Songlist: Song of Myself by Walt Whitman

Further reading: The Norton Anthology of Modern and Contemporary Poetry (the most comprehensive), The Vintage Book of Contemporary American Poetry (my favorite)

In the American tradition of giving causes their own days and months, April is National Poetry Month (this week is also National Library Week–a double whammy!) Inaugurated by the Academy of American Poets in 1996, poets, teachers, publishers and booksellers now celebrate the art form in a multitude of ways from readings to poem-a-day mailings to poetic tweets.

My own illustrious career began in the 3rd grade when we were doing a poetry unit. We learned about haikus and tankas and tried our hand at several forms. When we were instructed to write an ode, I quickly put together a poem about one of my best friends at the time. I turned it in to my teacher within a few minutes. She looked it over and suggested a few revisions, but I shook my head, assuring her that my artistic vision was perfect the first time around (somehow I already had a fully-formed artistic ego, and only learned the necessity of revision when I was about 21). The poem eventually won a contest judged by Garrison Keillor, for which I gave readings at a local mansion and a Barnes and Noble.

Cleopatra's poetry class at a dinner with Lucille Clifton (pink sweater) and Grace Paley (pink hat, gray sweater)

That early success has been unparalleled in the sixteen years since.

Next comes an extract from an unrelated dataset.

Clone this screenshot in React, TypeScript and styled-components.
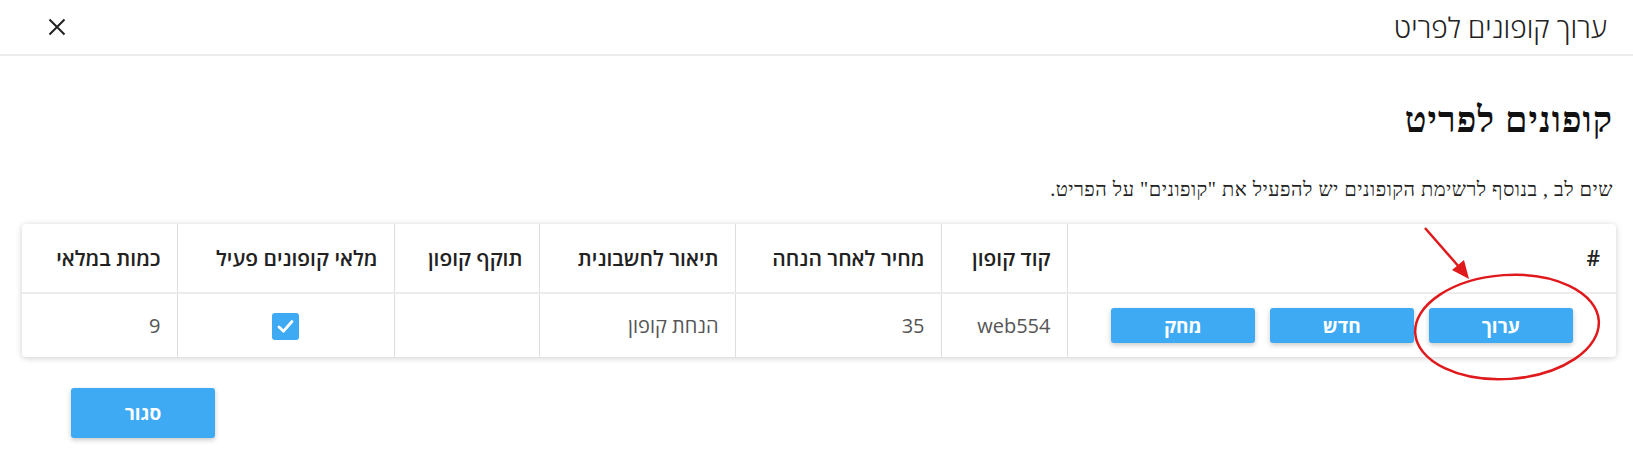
import React from "react";
import styled, { createGlobalStyle } from "styled-components";

const Global = createGlobalStyle`
  html, body { margin: 0; padding: 0; background: #fff; }
  body { font-family: "Open Sans", "Liberation Sans", sans-serif; direction: rtl; color: #222; }
  * { box-sizing: border-box; }
`;

const Page = styled.div`
  position: relative;
  width: 1633px;
  height: 451px;
  overflow: hidden;
  background: #fff;
`;

const Header = styled.header`
  height: 56px;
  display: flex;
  align-items: center;
  justify-content: space-between;
  padding: 0 26px 0 47px;
  border-bottom: 2px solid #ececec;
`;

const Title = styled.h1`
  margin: 0;
  font-family: "Open Sans", "Liberation Sans", sans-serif;
  font-weight: 300;
  font-size: 28px;
  color: #222;
`;

const CloseX = styled.button`
  display: flex;
  align-items: center;
  justify-content: center;
  width: 20px;
  height: 20px;
  padding: 0;
  border: 0;
  background: none;
  color: #222;
`;

const Body = styled.main`
  padding: 0 17px 0 22px;
`;

const Heading = styled.h2`
  margin: 44px 3px 0 0;
  font-family: "Liberation Serif", serif;
  font-weight: 700;
  font-size: 36px;
  line-height: 40px;
  letter-spacing: 1px;
  color: #111;
`;

const Note = styled.p`
  margin: 37px 3px 0 0;
  font-family: "Liberation Serif", serif;
  font-size: 20px;
  line-height: 24px;
  letter-spacing: 0.5px;
  color: #222;
`;

const Card = styled.div`
  margin-top: 23px;
  border-radius: 4px;
  box-shadow: 0 1px 6px rgba(0, 0, 0, 0.2);
  overflow: hidden;
`;

const Table = styled.table`
  width: 100%;
  border-collapse: collapse;
  table-layout: fixed;
`;

const Th = styled.th`
  height: 69px;
  padding: 0 16px;
  text-align: right;
  font-family: "Open Sans", "Liberation Sans", sans-serif;
  font-weight: 600;
  font-size: 21px;
  color: #222;
  border-left: 1px solid #dedede;
  border-bottom: 2px solid #ececec;
  &:last-child { border-left: 0; }
`;

const Td = styled.td<{ $center?: boolean }>`
  height: 64px;
  padding: 0 16px;
  text-align: ${(p) => (p.$center ? "center" : "right")};
  font-family: "Open Sans", "Liberation Sans", sans-serif;
  font-size: 20px;
  color: #555;
  border-left: 1px solid #dedede;
  vertical-align: middle;
  &:last-child { border-left: 0; }
`;

const Actions = styled.div`
  display: flex;
  justify-content: center;
  gap: 15px;
`;

const Button = styled.button<{ $w?: number; $h?: number }>`
  width: ${(p) => p.$w ?? 144}px;
  height: ${(p) => p.$h ?? 35}px;
  border: 0;
  border-radius: 3px;
  background: #3eaaf4;
  color: #fff;
  font-family: "Open Sans", "Liberation Sans", sans-serif;
  font-weight: 700;
  font-size: 19px;
  box-shadow: 0 2px 5px rgba(0, 0, 0, 0.22);
  cursor: pointer;
`;

const Check = styled.span`
  display: inline-flex;
  align-items: center;
  justify-content: center;
  width: 27px;
  height: 27px;
  border-radius: 3px;
  background: #3eaaf4;
  vertical-align: middle;
`;

const Footer = styled.div`
  display: flex;
  justify-content: flex-end;
  padding-left: 49px;
  margin-top: 31px;
`;

const Annotation = styled.svg`
  position: absolute;
  left: 0;
  top: 0;
  pointer-events: none;
`;

const cols = [549, 126, 206, 196, 145, 217, 155];

export default function App() {
  return (
    <Page>
      <Global />
      <Header>
        <Title>ערוך קופונים לפריט</Title>
        <CloseX aria-label="close">
          <svg width="18" height="18" viewBox="0 0 18 18">
            <path d="M1.5 1.5 L16.5 16.5 M16.5 1.5 L1.5 16.5" stroke="#222" strokeWidth="2" />
          </svg>
        </CloseX>
      </Header>
      <Body>
        <Heading>קופונים לפריט</Heading>
        <Note>שים לב , בנוסף לרשימת הקופונים יש להפעיל את "קופונים" על הפריט.</Note>
        <Card>
          <Table>
            <colgroup>
              {cols.map((w, i) => (
                <col key={i} style={{ width: w }} />
              ))}
            </colgroup>
            <thead>
              <tr>
                <Th>#</Th>
                <Th>קוד קופון</Th>
                <Th>מחיר לאחר הנחה</Th>
                <Th>תיאור לחשבונית</Th>
                <Th>תוקף קופון</Th>
                <Th>מלאי קופונים פעיל</Th>
                <Th>כמות במלאי</Th>
              </tr>
            </thead>
            <tbody>
              <tr>
                <Td>
                  <Actions>
                    <Button>ערוך</Button>
                    <Button>חדש</Button>
                    <Button>מחק</Button>
                  </Actions>
                </Td>
                <Td>web554</Td>
                <Td>35</Td>
                <Td>הנחת קופון</Td>
                <Td></Td>
                <Td $center>
                  <Check>
                    <svg width="21" height="21" viewBox="0 0 21 21">
                      <path d="M4 11 L8.5 15.2 L17 5.5" fill="none" stroke="#fff" strokeWidth="2.8" strokeLinecap="round" strokeLinejoin="round" />
                    </svg>
                  </Check>
                </Td>
                <Td>9</Td>
              </tr>
            </tbody>
          </Table>
        </Card>
        <Footer>
          <Button $w={144} $h={50}>סגור</Button>
        </Footer>
      </Body>
      <Annotation width="1633" height="451" viewBox="0 0 1633 451">
        <ellipse cx="1507" cy="327" rx="92" ry="52" fill="none" stroke="#e0191c" strokeWidth="2.5" transform="rotate(-4 1507 327)" />
        <line x1="1425" y1="228" x2="1460" y2="268" stroke="#e0191c" strokeWidth="2.5" />
        <polygon points="1469,279 1452,270 1464,260" fill="#e0191c" />
      </Annotation>
    </Page>
  );
}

Middle school was a particularly bleak time for my poetry (What more can I speak/of that which I seek?/Ah, this poetry is bleak!) But luckily I went to a college with an exceptional creative writing program and was gently nurtured from writing terribly crappy poetry to something a little more substantial. The winter of my junior year I was in a class led by the wonderful poet Cleopatra Mathis. For those three months, and about six months thereafter, poetry made sense to me. I could read a poem and be profoundly moved by it, and I saw the world in metaphor. That summer I had an internship at the Fine Arts Work Center in Provincetown, Massachusetts, and on the ferry ride over from Boston I started to memorize poems from my Vintage anthology (see above).

That summer was one of the best of my life, as I was surrounded by other fiction writers and poets my own age as well as published writers. As most of us interns were newly 21, we spent many nights out on the town, but it was perfectly acceptable to decline an invitation out if you had a poem or story in mind you just had to get down.

At the end of the summer, one of my fellow interns who was in her second summer with FAWC told me that things would never be as good as with this community. She had gone back to her senior year of college with high expectations, but had been disappointed by the lack of energy there. Though I had had a fabulous class the previous winter, I experience a similar let-down my senior fall. I was in a seminar for poetry majors, but the poetry I was writing sucked and it seemed like I had no hope of improving it. I continued on, miserable, and was denied entrance to the honors track in poetry, instead being assigned an independent study. Poetry just didn’t make sense to me in the same way it had, almost as if my ability to understand it had shut off. Luckily, at the last minute I changed my focus to fiction and was able to make the honors standard with a thesis of short stories, but it meant that I gave up the image of myself as a poet.

I still haven’t gotten back in the habit of creating poetry out of my everyday life, but I have recently started reading and finding beauty in it again. Maybe my ability to understand it is turning back on.